>> Start Data excerpt
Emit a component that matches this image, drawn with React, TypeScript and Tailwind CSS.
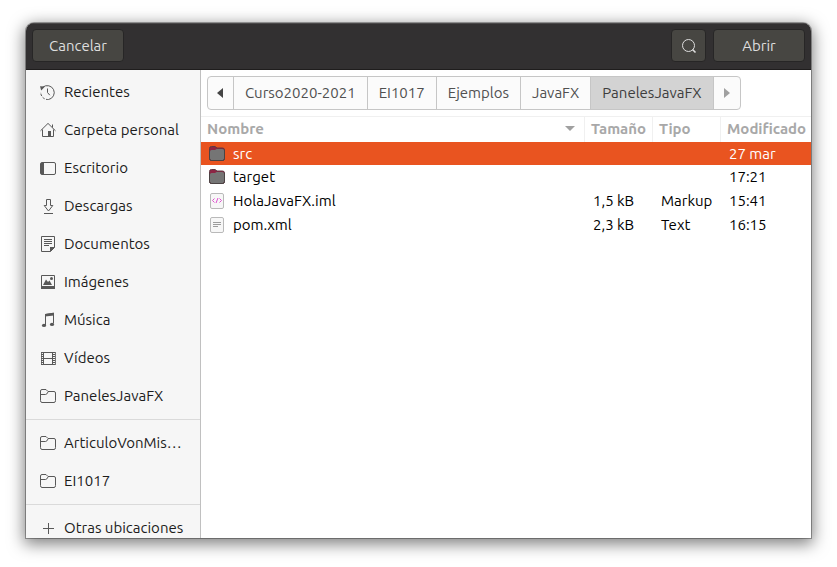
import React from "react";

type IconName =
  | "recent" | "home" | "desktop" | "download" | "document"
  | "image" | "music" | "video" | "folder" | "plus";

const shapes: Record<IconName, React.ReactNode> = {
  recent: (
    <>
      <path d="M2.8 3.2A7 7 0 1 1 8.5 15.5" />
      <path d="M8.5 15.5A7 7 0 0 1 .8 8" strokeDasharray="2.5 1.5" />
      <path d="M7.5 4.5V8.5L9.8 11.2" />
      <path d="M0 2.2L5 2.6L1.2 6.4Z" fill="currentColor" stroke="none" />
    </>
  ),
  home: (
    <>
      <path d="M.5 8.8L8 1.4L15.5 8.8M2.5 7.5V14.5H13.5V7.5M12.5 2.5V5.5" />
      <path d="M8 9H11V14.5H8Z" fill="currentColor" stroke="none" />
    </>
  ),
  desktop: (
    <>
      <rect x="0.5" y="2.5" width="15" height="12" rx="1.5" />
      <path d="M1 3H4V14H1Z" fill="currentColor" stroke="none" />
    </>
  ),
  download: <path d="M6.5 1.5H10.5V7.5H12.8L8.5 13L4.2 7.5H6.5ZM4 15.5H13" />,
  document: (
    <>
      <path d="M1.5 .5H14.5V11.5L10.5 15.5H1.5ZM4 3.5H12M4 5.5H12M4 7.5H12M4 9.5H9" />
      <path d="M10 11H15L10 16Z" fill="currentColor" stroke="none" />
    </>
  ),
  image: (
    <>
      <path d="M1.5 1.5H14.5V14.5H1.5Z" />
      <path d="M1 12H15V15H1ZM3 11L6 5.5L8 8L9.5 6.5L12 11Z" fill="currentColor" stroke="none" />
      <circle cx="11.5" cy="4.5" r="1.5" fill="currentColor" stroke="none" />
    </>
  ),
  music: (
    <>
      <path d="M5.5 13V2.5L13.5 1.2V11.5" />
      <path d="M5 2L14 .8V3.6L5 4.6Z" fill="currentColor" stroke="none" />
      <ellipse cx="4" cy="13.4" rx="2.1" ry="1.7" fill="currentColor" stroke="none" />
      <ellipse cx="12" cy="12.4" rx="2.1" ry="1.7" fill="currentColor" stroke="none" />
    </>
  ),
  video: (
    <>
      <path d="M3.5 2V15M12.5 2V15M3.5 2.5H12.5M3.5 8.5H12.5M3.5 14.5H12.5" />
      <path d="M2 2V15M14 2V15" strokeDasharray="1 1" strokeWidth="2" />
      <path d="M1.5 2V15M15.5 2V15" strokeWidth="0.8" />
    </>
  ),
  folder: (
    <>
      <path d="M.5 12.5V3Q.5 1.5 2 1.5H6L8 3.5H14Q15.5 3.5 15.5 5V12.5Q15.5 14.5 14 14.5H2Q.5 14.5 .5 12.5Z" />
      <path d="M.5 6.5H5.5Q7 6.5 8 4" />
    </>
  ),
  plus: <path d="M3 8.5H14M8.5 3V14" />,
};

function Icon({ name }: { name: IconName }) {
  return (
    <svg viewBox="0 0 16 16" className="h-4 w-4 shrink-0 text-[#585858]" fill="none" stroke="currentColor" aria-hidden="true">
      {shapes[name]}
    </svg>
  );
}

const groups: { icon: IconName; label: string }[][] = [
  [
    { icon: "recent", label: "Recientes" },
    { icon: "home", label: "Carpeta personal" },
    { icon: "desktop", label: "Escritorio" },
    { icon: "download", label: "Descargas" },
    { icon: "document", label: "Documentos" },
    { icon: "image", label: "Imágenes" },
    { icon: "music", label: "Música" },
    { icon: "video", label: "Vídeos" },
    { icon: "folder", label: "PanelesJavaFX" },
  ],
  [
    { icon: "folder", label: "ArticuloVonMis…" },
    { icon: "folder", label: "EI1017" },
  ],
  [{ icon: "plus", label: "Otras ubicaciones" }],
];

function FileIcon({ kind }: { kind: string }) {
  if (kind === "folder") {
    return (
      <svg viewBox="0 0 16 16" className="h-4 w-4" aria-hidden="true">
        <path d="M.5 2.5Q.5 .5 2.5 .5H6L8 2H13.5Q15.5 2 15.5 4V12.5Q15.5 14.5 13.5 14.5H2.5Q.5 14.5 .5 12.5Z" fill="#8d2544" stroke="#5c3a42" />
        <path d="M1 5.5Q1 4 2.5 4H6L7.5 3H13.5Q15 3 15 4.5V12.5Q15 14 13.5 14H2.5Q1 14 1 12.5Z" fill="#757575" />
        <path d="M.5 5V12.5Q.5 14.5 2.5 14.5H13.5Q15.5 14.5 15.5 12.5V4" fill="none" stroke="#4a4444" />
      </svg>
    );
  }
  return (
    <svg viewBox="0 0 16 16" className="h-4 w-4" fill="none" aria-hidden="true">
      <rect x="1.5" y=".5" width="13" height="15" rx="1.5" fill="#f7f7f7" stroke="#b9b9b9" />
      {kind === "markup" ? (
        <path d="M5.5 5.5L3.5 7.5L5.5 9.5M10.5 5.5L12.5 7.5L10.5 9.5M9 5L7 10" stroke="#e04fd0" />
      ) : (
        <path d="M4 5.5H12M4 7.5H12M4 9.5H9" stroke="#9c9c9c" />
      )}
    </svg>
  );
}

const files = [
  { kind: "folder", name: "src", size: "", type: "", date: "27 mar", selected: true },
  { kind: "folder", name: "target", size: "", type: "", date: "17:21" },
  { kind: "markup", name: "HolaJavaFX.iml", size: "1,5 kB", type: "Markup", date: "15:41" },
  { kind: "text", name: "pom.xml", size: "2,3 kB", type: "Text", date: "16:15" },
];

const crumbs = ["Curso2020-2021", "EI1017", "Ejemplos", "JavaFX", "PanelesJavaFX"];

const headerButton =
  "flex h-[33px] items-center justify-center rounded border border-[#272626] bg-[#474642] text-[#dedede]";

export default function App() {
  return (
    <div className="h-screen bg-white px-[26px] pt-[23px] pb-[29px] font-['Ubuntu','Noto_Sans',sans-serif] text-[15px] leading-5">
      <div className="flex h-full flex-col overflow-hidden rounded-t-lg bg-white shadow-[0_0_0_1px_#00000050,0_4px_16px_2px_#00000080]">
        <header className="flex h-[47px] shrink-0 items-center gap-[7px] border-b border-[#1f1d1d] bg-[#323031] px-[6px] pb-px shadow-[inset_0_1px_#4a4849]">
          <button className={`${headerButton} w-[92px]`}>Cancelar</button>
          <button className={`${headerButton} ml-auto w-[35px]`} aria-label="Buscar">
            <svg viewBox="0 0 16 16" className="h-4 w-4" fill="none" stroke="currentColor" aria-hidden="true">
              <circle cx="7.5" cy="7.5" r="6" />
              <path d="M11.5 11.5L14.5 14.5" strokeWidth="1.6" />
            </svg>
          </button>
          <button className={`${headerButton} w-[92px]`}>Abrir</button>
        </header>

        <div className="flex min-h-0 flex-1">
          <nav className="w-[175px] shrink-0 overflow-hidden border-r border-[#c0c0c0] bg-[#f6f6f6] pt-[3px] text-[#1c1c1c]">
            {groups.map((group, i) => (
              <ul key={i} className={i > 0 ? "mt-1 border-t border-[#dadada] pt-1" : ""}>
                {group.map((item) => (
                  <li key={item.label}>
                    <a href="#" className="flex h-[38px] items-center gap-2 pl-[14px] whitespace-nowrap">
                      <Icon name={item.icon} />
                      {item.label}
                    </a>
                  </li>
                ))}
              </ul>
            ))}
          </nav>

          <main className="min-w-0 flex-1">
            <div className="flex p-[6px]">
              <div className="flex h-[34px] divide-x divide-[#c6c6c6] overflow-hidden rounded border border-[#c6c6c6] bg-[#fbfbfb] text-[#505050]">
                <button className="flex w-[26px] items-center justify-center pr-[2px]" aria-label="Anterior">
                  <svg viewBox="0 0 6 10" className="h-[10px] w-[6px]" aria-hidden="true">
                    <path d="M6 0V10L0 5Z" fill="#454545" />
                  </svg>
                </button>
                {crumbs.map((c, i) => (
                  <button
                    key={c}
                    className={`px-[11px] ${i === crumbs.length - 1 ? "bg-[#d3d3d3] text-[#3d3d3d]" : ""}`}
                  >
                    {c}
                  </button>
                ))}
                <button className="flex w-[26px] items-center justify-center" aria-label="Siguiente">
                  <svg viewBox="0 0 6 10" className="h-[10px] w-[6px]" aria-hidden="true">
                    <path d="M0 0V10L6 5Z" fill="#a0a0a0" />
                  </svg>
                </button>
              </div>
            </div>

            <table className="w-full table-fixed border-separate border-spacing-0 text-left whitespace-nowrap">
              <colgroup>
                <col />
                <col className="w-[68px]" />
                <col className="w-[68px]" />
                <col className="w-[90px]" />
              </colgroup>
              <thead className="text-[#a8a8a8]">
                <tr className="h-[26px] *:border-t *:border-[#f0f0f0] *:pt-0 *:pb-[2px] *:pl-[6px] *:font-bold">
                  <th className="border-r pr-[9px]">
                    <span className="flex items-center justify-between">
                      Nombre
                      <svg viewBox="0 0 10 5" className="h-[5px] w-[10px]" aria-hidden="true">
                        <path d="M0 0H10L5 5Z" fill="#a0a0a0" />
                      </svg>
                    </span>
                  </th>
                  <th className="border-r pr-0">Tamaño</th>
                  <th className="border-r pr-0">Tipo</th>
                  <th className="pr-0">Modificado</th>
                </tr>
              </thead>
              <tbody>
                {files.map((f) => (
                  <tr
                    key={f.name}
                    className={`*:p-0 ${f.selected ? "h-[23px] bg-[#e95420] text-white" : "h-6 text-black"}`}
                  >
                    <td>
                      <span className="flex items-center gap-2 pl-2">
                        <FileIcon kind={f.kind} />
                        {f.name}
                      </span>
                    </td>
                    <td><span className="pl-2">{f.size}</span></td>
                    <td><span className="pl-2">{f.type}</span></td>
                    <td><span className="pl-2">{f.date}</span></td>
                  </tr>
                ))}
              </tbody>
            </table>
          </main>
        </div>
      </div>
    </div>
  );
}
>> End Data excerpt
**Goal:**
Copy out all lines where the word "React" appears.

**Answer to this task:**
Emit a component that matches this image, drawn with React, TypeScript and Tailwind CSS.
import React from "react";
const shapes: Record<IconName, React.ReactNode> = {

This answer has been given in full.